The Planning Commission ultimately agreed with dozens of speakers who pleaded with its members not to make a decision that could aggravate already abysmal parking conditions in Lynhaven.
Nonprofit AHC plans to build a three- to five-story building with nearly 80 affordable housing units for 60 years at the corner of E. Reed Avenue and Route 1.
But the AHC proposal calls for its tenants to pay for parking at $35 per space per month. Area residents cried foul, saying the building's new tenants would try to circumvent the fee by searching for free street parking.
The AHC representative, the omnipresent Alexandria lawyer Duncan Blair, said the city is spending a fortune on public transit and the E. Reed Avenue corridor is a “transit-oriented area” through upcoming services such as the Bus Rapid Transitway and Potomac Yard Metro station.
Blair argued that the project fits with the city’s desire for residents to use public transit and discourage single occupancy vehicles.
He also said that paying for parking is important for the tax scoring of the project.
Preston Condominium owner Mike Becker said that in the area some people park on their lawns “It’s hard to believe that 77 unit owners and the demand for visitor parking will work,” he said.
Becker said he paid $15,000 for additional parking space so he would not suffer the pain of having to find parking on the street.
Elementary school teacher Jason Ray said he often can’t back out of his driveway until several cycles of the traffic light are completed in the morning because traffic is so congested.
“The city might want to think about opening up more arteries in the Del Ray area,” he said, adding that he’s concerned the affect the new project will have on the resale value of his house.
Joe Bondi of Lynhaven Drive representing the Lynhaven Citizens Association said his group supports affordable housing but “there is no more street parking left.”
All speakers also pressed for a right hand turn lane onto E. Reed Avenue.
The city's Transportation and Environmental Services department said it is currently analyzing this special lane concurrent with the project.

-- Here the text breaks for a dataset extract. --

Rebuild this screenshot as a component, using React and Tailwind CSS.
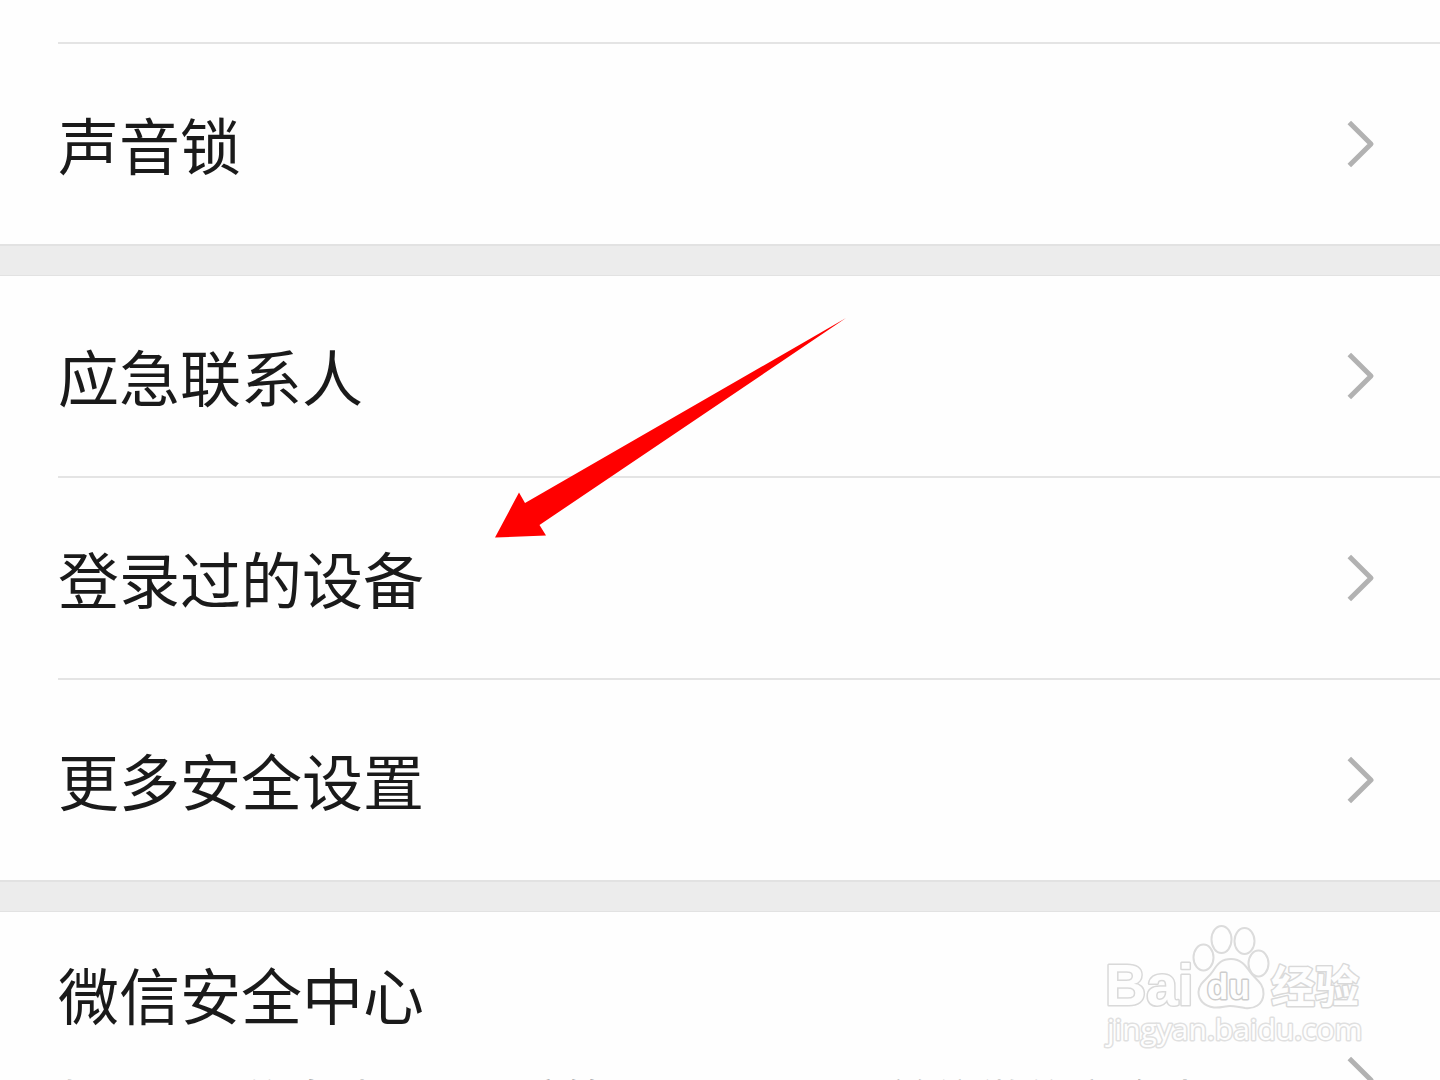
function Chevron() {
  return (
    <svg width="30" height="50" viewBox="0 0 30 50" fill="none" aria-hidden="true" className="shrink-0">
      <path d="M3.300 3.500 L25 25 L3.300 46.500" stroke="#b2b2b2" strokeWidth="5" strokeLinejoin="round" />
    </svg>
  );
}

function Row({ label }) {
  return (
    <button type="button" className="flex h-50 w-full items-center justify-between pr-16 text-left">
      <span className="text-[61px] leading-20">{label}</span>
      <Chevron />
    </button>
  );
}

function Group({ labels }) {
  return (
    <ul className="divide-y-2 divide-[#e4e4e4] pl-[58px]">
      {labels.map((label) => (
        <li key={label}>
          <Row label={label} />
        </li>
      ))}
    </ul>
  );
}

function Band() {
  return <div className="h-8 border-t-2 border-b border-[#e2e2e2] bg-[#ececec]" />;
}

function Pointer() {
  return (
    <svg
      className="pointer-events-none absolute top-[318px] left-[495px]"
      width="352"
      height="221"
      viewBox="0 0 352 221"
      aria-hidden="true"
    >
      <path d="M351 0 L30 185 L24 174.5 L0 219.5 L51 217.5 L44.5 207 Z" fill="#ff0000" />
    </svg>
  );
}

function Watermark() {
  return (
    <svg
      className="pointer-events-none absolute top-[915px] right-[60px]"
      width="290"
      height="140"
      viewBox="0 0 290 140"
      fill="#fefefe"
      stroke="#dcdcdc"
      strokeWidth="2"
      strokeLinejoin="round"
      aria-label="Baidu 经验"
    >
      <g fontFamily='"Liberation Sans", "Noto Sans CJK SC", sans-serif' fontWeight="700">
        <g stroke="#d9d9d9" strokeWidth="3">
          <text x="15" y="90" fontSize="57" style={{ paintOrder: "stroke" }}>Bai</text>
          <text x="181" y="88" fontSize="44" style={{ paintOrder: "stroke" }}>经验</text>
        </g>
        <ellipse cx="113.500" cy="42.500" rx="10" ry="13" />
        <ellipse cx="131.500" cy="24.500" rx="10" ry="13.500" />
        <ellipse cx="154.500" cy="26" rx="10" ry="13" />
        <ellipse cx="168.500" cy="48.500" rx="10" ry="13" />
        <path d="M141 44 C151 44 156 51 160 57 C165 64 174 68 173.500 79 C173 90 164 94 155 93 C148 92 145 91 140 91 C135 91 131 93 124 92.500 C114 91 108.500 85 108.500 77 C109 67 118 64 123 56 C128 48 132 44 141 44 Z" />
        <text x="117" y="84" fontSize="35" stroke="#cdcdcd" strokeWidth="3" style={{ paintOrder: "stroke" }}>du</text>
      </g>
      <text
        x="17"
        y="125"
        fontFamily='"Open Sans", "Noto Sans", sans-serif'
        fontSize="30"
        stroke="#e0e0e0"
        strokeWidth="3"
        style={{ paintOrder: "stroke" }}
      >
        jingyan.baidu.com
      </text>
    </svg>
  );
}

export default function App() {
  return (
    <main className="relative max-h-screen overflow-hidden bg-[#fefefe] font-['Noto_Sans_CJK_SC',sans-serif] text-[#1a1a1a]">
      <div className="ml-[58px] h-11 border-b-2 border-[#e4e4e4]" />
      <Group labels={["声音锁"]} />
      <Band />
      <Group labels={["应急联系人", "登录过的设备", "更多安全设置"]} />
      <Band />
      <button type="button" className="flex w-full items-center justify-between py-[42px] pr-16 pl-[58px] text-left">
        <span className="flex flex-col gap-8 pb-3">
          <span className="text-[61px] leading-20">微信安全中心</span>
          <span className="pr-20 text-[46px] leading-16 text-[#aaaaaa]">
            如遇账号信息泄露、诈骗等账号问题，可前往微信安全中心。
          </span>
        </span>
        <Chevron />
      </button>
      <Pointer />
      <Watermark />
    </main>
  );
}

“This is a good project… but we shouldn’t be charging people for parking. …The financial point should be worked out by the partners, AHC and the city,” said Planning Commissioner Stuart Dunn. “It shouldn’t be on the community. It should be on the applicant.”

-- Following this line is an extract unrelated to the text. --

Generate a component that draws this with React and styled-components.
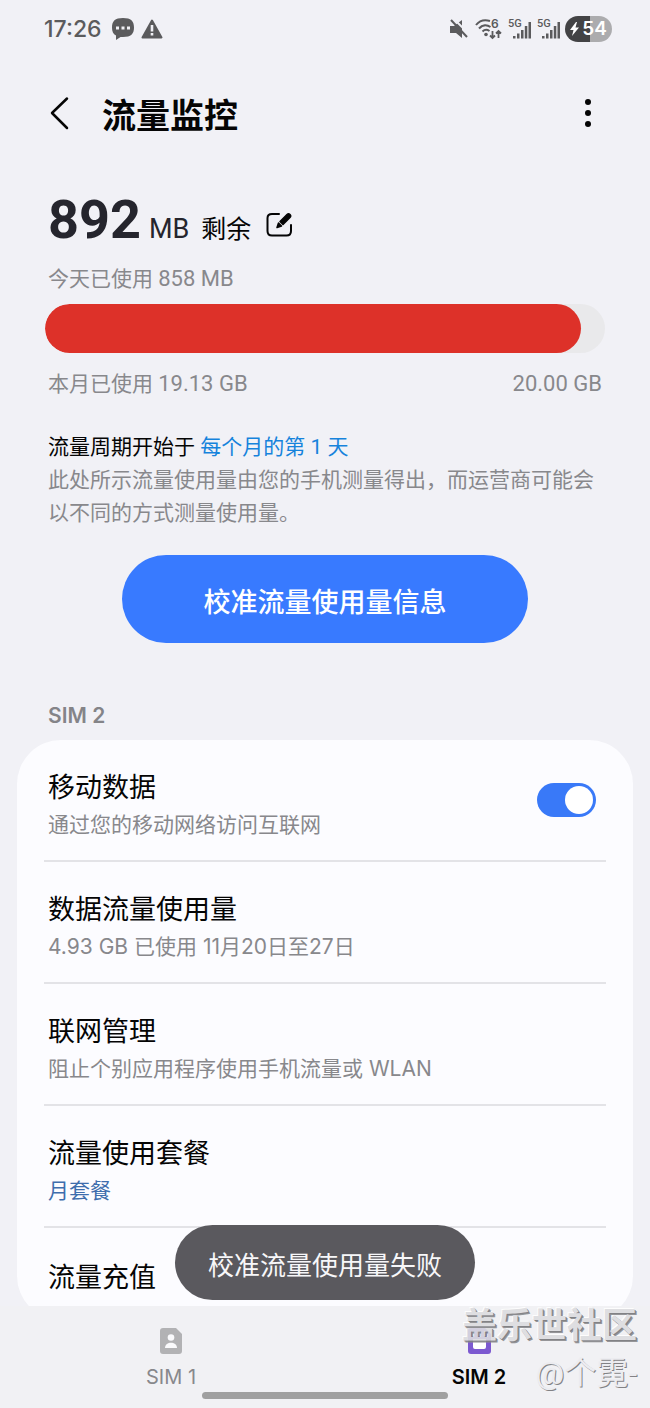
import React, { useState } from "react";
import styled, { createGlobalStyle } from "styled-components";

const GlobalStyle = createGlobalStyle`
  * {
    box-sizing: border-box;
  }

  body {
    margin: 0;
    background: #f1f1f6;
    color: #050505;
    font-family: Roboto, "Noto Sans CJK SC", sans-serif;
  }

  button {
    border: 0;
    padding: 0;
    background: none;
    color: inherit;
    font: inherit;
    cursor: pointer;
  }

  svg {
    display: block;
    overflow: visible;
  }
`;

const Screen = styled.div`
  position: relative;
  display: flex;
  flex-direction: column;
  height: 100vh;
  overflow: hidden;
`;

const StatusBar = styled.div`
  display: flex;
  flex-shrink: 0;
  align-items: center;
  justify-content: space-between;
  height: 58px;
  padding: 0 38px 0 44px;
  color: #5b5b5d;
`;

const StatusGroup = styled.div`
  display: flex;
  align-items: center;
  gap: ${(props) => props.$gap}px;
`;

const Clock = styled.time`
  margin-right: 3px;
  font: 500 23px/28px Inter, sans-serif;
`;

const Battery = styled.div`
  display: flex;
  align-items: center;
  justify-content: center;
  gap: 3px;
  width: 47px;
  height: 26px;
  border-radius: 13px;
  background: linear-gradient(90deg, #434345 54%, #acacae 54%);
  color: #fff;
  font: 600 19px/26px Inter, sans-serif;
`;

const Header = styled.header`
  display: flex;
  flex-shrink: 0;
  align-items: center;
  height: 110px;
  padding: 0 46px;
`;

const Title = styled.h1`
  flex: 1;
  margin: 0 0 0 28px;
  padding-top: 5px;
  font-size: 34px;
  font-weight: 700;
  line-height: 44px;
`;

const Content = styled.main`
  flex: 1;
  min-height: 0;
  overflow: hidden;
`;

const Summary = styled.section`
  padding: 20px 45px 0;
`;

const Remaining = styled.div`
  display: flex;
  align-items: baseline;
  padding-left: 3px;
  line-height: 64px;
`;

const Amount = styled.strong`
  color: #25252d;
  font-size: 54px;
  font-weight: 700;
`;

const Unit = styled.span`
  margin-left: 8px;
  color: #25252d;
  font-size: 27px;
`;

const Left = styled.span`
  margin: 0 15px 0 12px;
  font-size: 25px;
`;

const Note = styled.p`
  display: flex;
  justify-content: space-between;
  margin: 0;
  padding: 0 3px;
  color: #88888c;
  font-size: 21px;
  line-height: 33px;
`;

const Num = styled.span`
  font-size: 22px;
`;

const Bar = styled.div`
  height: 49px;
  margin: 8px 0 14px;
  overflow: hidden;
  border-radius: 25px;
  background: #e9e9eb;
`;

const BarFill = styled.div`
  height: 100%;
  border-radius: 25px;
  background: #dd3129;
`;

const Cycle = styled.p`
  margin: 30px 0 0;
  padding: 0 3px;
  font-size: 21px;
  line-height: 33px;

  & a {
    color: #1683dc;
    text-decoration: none;
  }
`;

const SyncButton = styled.button`
  && {
    display: block;
    width: 100%;
    max-width: 406px;
    height: 88px;
    margin: 25px auto 0;
    padding-top: 2px;
    border-radius: 44px;
    background: #387aff;
    color: #fff;
    font-size: 27px;
    font-weight: 500;
  }
`;

const GroupTitle = styled.h2`
  margin: 59px 48px 10px;
  color: #848488;
  font: 600 21px/28px Inter, sans-serif;
`;

const Card = styled.section`
  margin: 0 17px;
  padding: 0 27px;
  border-radius: 44px;
  background: #fcfcff;
`;

const Row = styled.div`
  display: flex;
  align-items: center;
  justify-content: space-between;
  padding: ${(props) => (props.$single ? "30px 4px 22px" : "28px 4px 18px")};
  border-bottom: ${(props) => (props.$single ? "0" : "2px solid #e3e3e7")};
`;

const RowTitle = styled.label`
  display: block;
  font-size: 27px;
  line-height: 40px;
`;

const RowNote = styled.div`
  color: ${(props) => (props.$accent ? "#3e6dad" : "#88888c")};
  font-family: Inter, "Noto Sans CJK SC", sans-serif;
  font-size: 21px;
  line-height: 34px;
`;

const Switch = styled.input`
  appearance: none;
  display: flex;
  align-items: center;
  width: 59px;
  height: 34px;
  margin: 0 6px 10px;
  padding: 3px;
  border-radius: 17px;
  background: #b9b9bd;
  cursor: pointer;

  &::before {
    content: "";
    width: 28px;
    height: 28px;
    border-radius: 50%;
    background: #fff;
  }

  &:checked {
    justify-content: flex-end;
    background: #3979f8;
  }
`;

const Toast = styled.div`
  position: absolute;
  bottom: 108px;
  left: 50%;
  padding: 7px 33px 0;
  border-radius: 38px;
  background: #5a595e;
  color: #f7f7f9;
  font-size: 26px;
  line-height: 68px;
  white-space: nowrap;
  transform: translateX(-50%);
`;

const Footer = styled.footer`
  flex-shrink: 0;
  padding: 22px 17px 9px;
  background: #f1f1f4;
`;

const Tabs = styled.nav`
  display: flex;
`;

const Tab = styled.button`
  && {
    display: flex;
    flex: 1;
    flex-direction: column;
    align-items: center;
    gap: 9px;
    color: ${(props) => (props.$active ? "#050505" : "#88888c")};
    font: ${(props) => (props.$active ? 600 : 400)} 20px/28px Inter, sans-serif;
  }
`;

const HomeIndicator = styled.div`
  width: 40%;
  height: 7px;
  margin: 1px auto 0;
  border-radius: 4px;
  background: #a0a0a0;
`;

const Watermark = styled.div`
  position: absolute;
  right: 13px;
  bottom: 12px;
  color: #dcdce0;
  text-align: right;
  text-shadow: 1px 1px 0 #77777a, 2px 2px 0 #8c8c8f, -1px -1px 0 #fff;
  opacity: 0.9;
  pointer-events: none;
`;

const Community = styled.div`
  font-size: 35px;
  font-weight: 700;
  line-height: 46px;
`;

const Author = styled.div`
  color: #ececf0;
  font-size: 32px;
  line-height: 46px;
  text-shadow: 1px 1px 0 #77777a;
`;

const ChatIcon = () => (
  <svg width="22" height="22" viewBox="0 0 22 22">
    <path
      d="M11 0C3 0 0 3 0 9.500c0 4 1.200 6.600 4 8.100V22l4.500-3 2.500.1c8 0 11-3 11-9.500S19 0 11 0Z"
      fill="currentColor"
    />
    <path d="M4 8.500h3v3H4zm5.500 0h3v3h-3zm5.500 0h3v3h-3z" fill="#f1f1f6" />
  </svg>
);

const WarningIcon = () => (
  <svg width="22" height="20" viewBox="0 0 22 20">
    <path
      d="M11 1.500 20.500 18.500h-19Z"
      fill="currentColor"
      stroke="currentColor"
      strokeWidth="2"
      strokeLinejoin="round"
    />
    <path d="M9.700 6h2.600v6.500H9.700zm0 8h2.600v2.600H9.700z" fill="#f1f1f6" />
  </svg>
);

const MuteIcon = () => (
  <svg width="20" height="20" viewBox="0 0 20 20">
    <path d="M1 7h4l8-6v18l-6-5H1Z" fill="currentColor" />
    <path d="M4-1 21 16" stroke="#f1f1f6" strokeWidth="2" />
    <path d="m2 1 16 17" stroke="currentColor" strokeWidth="2" />
  </svg>
);

const WifiIcon = () => (
  <svg width="28" height="22" viewBox="0 0 28 22" fill="none">
    <path
      d="M2 7c4-5 9-5.500 14-4M5 10.500c3.500-4 8-4 11.500-1.500M8.500 13.500c2-2 4.500-2.300 7-.5"
      stroke="currentColor"
      strokeWidth="2"
    />
    <circle cx="12" cy="16.500" r="1.800" fill="currentColor" />
    <path
      d="M18.500 13v7m-2.500-2.500 2.500 2.500 2.500-2.500M24.500 20v-7M22 15.500l2.500-2.500 2.500 2.500"
      stroke="currentColor"
      strokeWidth="1.800"
    />
    <text x="17" y="10" fill="currentColor" fontFamily="Inter" fontSize="12" fontWeight="600">
      6
    </text>
  </svg>
);

const SignalIcon = () => (
  <svg width="24" height="22" viewBox="0 0 24 22" fill="currentColor">
    <text x="1" y="9" fontFamily="Roboto" fontSize="11" fontWeight="500">
      5G
    </text>
    <path d="M6 18h2.500v2.500H6zM10 15.500h2.500v5H10zM14 12h2.500v8.500H14zM17.800 8h2.500v12.500h-2.500zM21.500 4H24v16.500h-2.500z" />
  </svg>
);

const BoltIcon = () => (
  <svg width="9" height="14" viewBox="0 0 9 14">
    <path d="M6 0 0 8h3.500L2 14l7-8.500H5.500L7 0Z" fill="currentColor" />
  </svg>
);

const BackIcon = () => (
  <svg width="28" height="36" viewBox="0 0 28 36" fill="none">
    <path
      d="M21 3.500 6 18l15 15"
      stroke="currentColor"
      strokeWidth="2.500"
      strokeLinecap="round"
      strokeLinejoin="round"
    />
  </svg>
);

const MoreIcon = () => (
  <svg width="32" height="32" viewBox="0 0 32 32" fill="currentColor">
    <circle cx="16" cy="5" r="3" />
    <circle cx="16" cy="16" r="3" />
    <circle cx="16" cy="27" r="3" />
  </svg>
);

const EditIcon = () => (
  <svg width="28" height="26" viewBox="0 0 28 26" fill="none">
    <path
      d="M13 2H6C3 2 1.500 3.500 1.500 6v13c0 3 1.500 4.500 4.500 4.500h14.500c3 0 4.500-1.500 4.500-4.500v-6"
      stroke="currentColor"
      strokeWidth="2"
      strokeLinecap="round"
    />
    <path
      d="m14 9.500 7-7c1-1 2-1 3 0s1 2 0 3l-7 7ZM12.500 11l3 3-4.500 1.500Z"
      fill="currentColor"
      stroke="currentColor"
      strokeWidth="1.500"
      strokeLinejoin="round"
    />
  </svg>
);

const PersonSimIcon = () => (
  <svg width="22" height="26" viewBox="0 0 22 26">
    <path d="M3 0h13l6 6v17a3 3 0 0 1-3 3H3a3 3 0 0 1-3-3V3a3 3 0 0 1 3-3Z" fill="#b2b2b4" />
    <circle cx="11" cy="9.500" r="3.300" fill="#fafafc" />
    <path d="M5 20c0-7 12-7 12 0Z" fill="#fafafc" />
  </svg>
);

const ChipSimIcon = () => (
  <svg width="23" height="26" viewBox="0 0 23 26">
    <path d="M3 0h14l6 6v17a3 3 0 0 1-3 3H3a3 3 0 0 1-3-3V3a3 3 0 0 1 3-3Z" fill="#7c59d0" />
    <path
      d="M5 11h13v8a2 2 0 0 1-2 2H7a2 2 0 0 1-2-2ZM4 3h2v5H4zm6 0h2v5h-2zm6 0h2v5h-2z"
      fill="#fff"
    />
  </svg>
);

const USED = 19.13;
const LIMIT = 20;

const rows = [
  { title: "数据流量使用量", note: "4.93 GB 已使用 11月20日至27日" },
  { title: "联网管理", note: "阻止个别应用程序使用手机流量或 WLAN" },
  { title: "流量使用套餐", note: "月套餐", accent: true },
  { title: "流量充值" },
];

const tabs = [
  { name: "SIM 1", icon: <PersonSimIcon /> },
  { name: "SIM 2", icon: <ChipSimIcon /> },
];

const App = () => {
  const [mobileData, setMobileData] = useState(true);
  const [activeTab, setActiveTab] = useState("SIM 2");

  const mobileDataHandler = (event) => {
    setMobileData(event.target.checked);
  };

  return (
    <Screen>
      <GlobalStyle />
      <StatusBar>
        <StatusGroup $gap={7}>
          <Clock>17:26</Clock>
          <ChatIcon />
          <WarningIcon />
        </StatusGroup>
        <StatusGroup $gap={5}>
          <MuteIcon />
          <WifiIcon />
          <SignalIcon />
          <SignalIcon />
          <Battery>
            <BoltIcon />
            54
          </Battery>
        </StatusGroup>
      </StatusBar>

      <Header>
        <button type="button" aria-label="返回">
          <BackIcon />
        </button>
        <Title>流量监控</Title>
        <button type="button" aria-label="更多选项">
          <MoreIcon />
        </button>
      </Header>

      <Content>
        <Summary>
          <Remaining>
            <Amount>892</Amount>
            <Unit>MB</Unit>
            <Left>剩余</Left>
            <button type="button" aria-label="编辑">
              <EditIcon />
            </button>
          </Remaining>
          <Note>
            <span>
              今天已使用 <Num>858 MB</Num>
            </span>
          </Note>
          <Bar>
            <BarFill style={{ width: `${(USED / LIMIT) * 100}%` }} />
          </Bar>
          <Note>
            <span>
              本月已使用 <Num>{USED.toFixed(2)} GB</Num>
            </span>
            <Num>{LIMIT.toFixed(2)} GB</Num>
          </Note>
          <Cycle>
            流量周期开始于 <a href="#cycle">每个月的第 1 天</a>
          </Cycle>
          <Note>
            此处所示流量使用量由您的手机测量得出，而运营商可能会以不同的方式测量使用量。
          </Note>
          <SyncButton type="button">校准流量使用量信息</SyncButton>
        </Summary>

        <GroupTitle>SIM 2</GroupTitle>
        <Card>
          <Row>
            <div>
              <RowTitle htmlFor="mobile-data">移动数据</RowTitle>
              <RowNote>通过您的移动网络访问互联网</RowNote>
            </div>
            <Switch
              id="mobile-data"
              type="checkbox"
              role="switch"
              checked={mobileData}
              onChange={mobileDataHandler}
            />
          </Row>
          {rows.map((row) => (
            <Row key={row.title} $single={!row.note}>
              <div>
                <RowTitle as="div">{row.title}</RowTitle>
                {row.note && <RowNote $accent={row.accent}>{row.note}</RowNote>}
              </div>
            </Row>
          ))}
        </Card>
      </Content>

      <Footer>
        <Tabs>
          {tabs.map((tab) => (
            <Tab
              key={tab.name}
              type="button"
              $active={tab.name === activeTab}
              onClick={() => setActiveTab(tab.name)}
            >
              {tab.icon}
              {tab.name}
            </Tab>
          ))}
        </Tabs>
        <HomeIndicator />
      </Footer>

      <Toast role="status">校准流量使用量失败</Toast>
      <Watermark>
        <Community>盖乐世社区</Community>
        <Author>@个霓-</Author>
      </Watermark>
    </Screen>
  );
};

export default App;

The project has about a $24.5 million price tag and the partners are looking for a way to generate more revenue for financing.
“If that problem could go away, it would have gone away a long time ago,” Blair said.
After listening to about three hours of public comments—all unanimous in their concerns—the Planning Commission agreed that the project should add an additional permit with no separate charge for using the parking facilities.
“In the event that this causes serious problems in moving ahead for this project, the city and applicant can ask for reconsideration,” Commission Chairman John Komoroske said.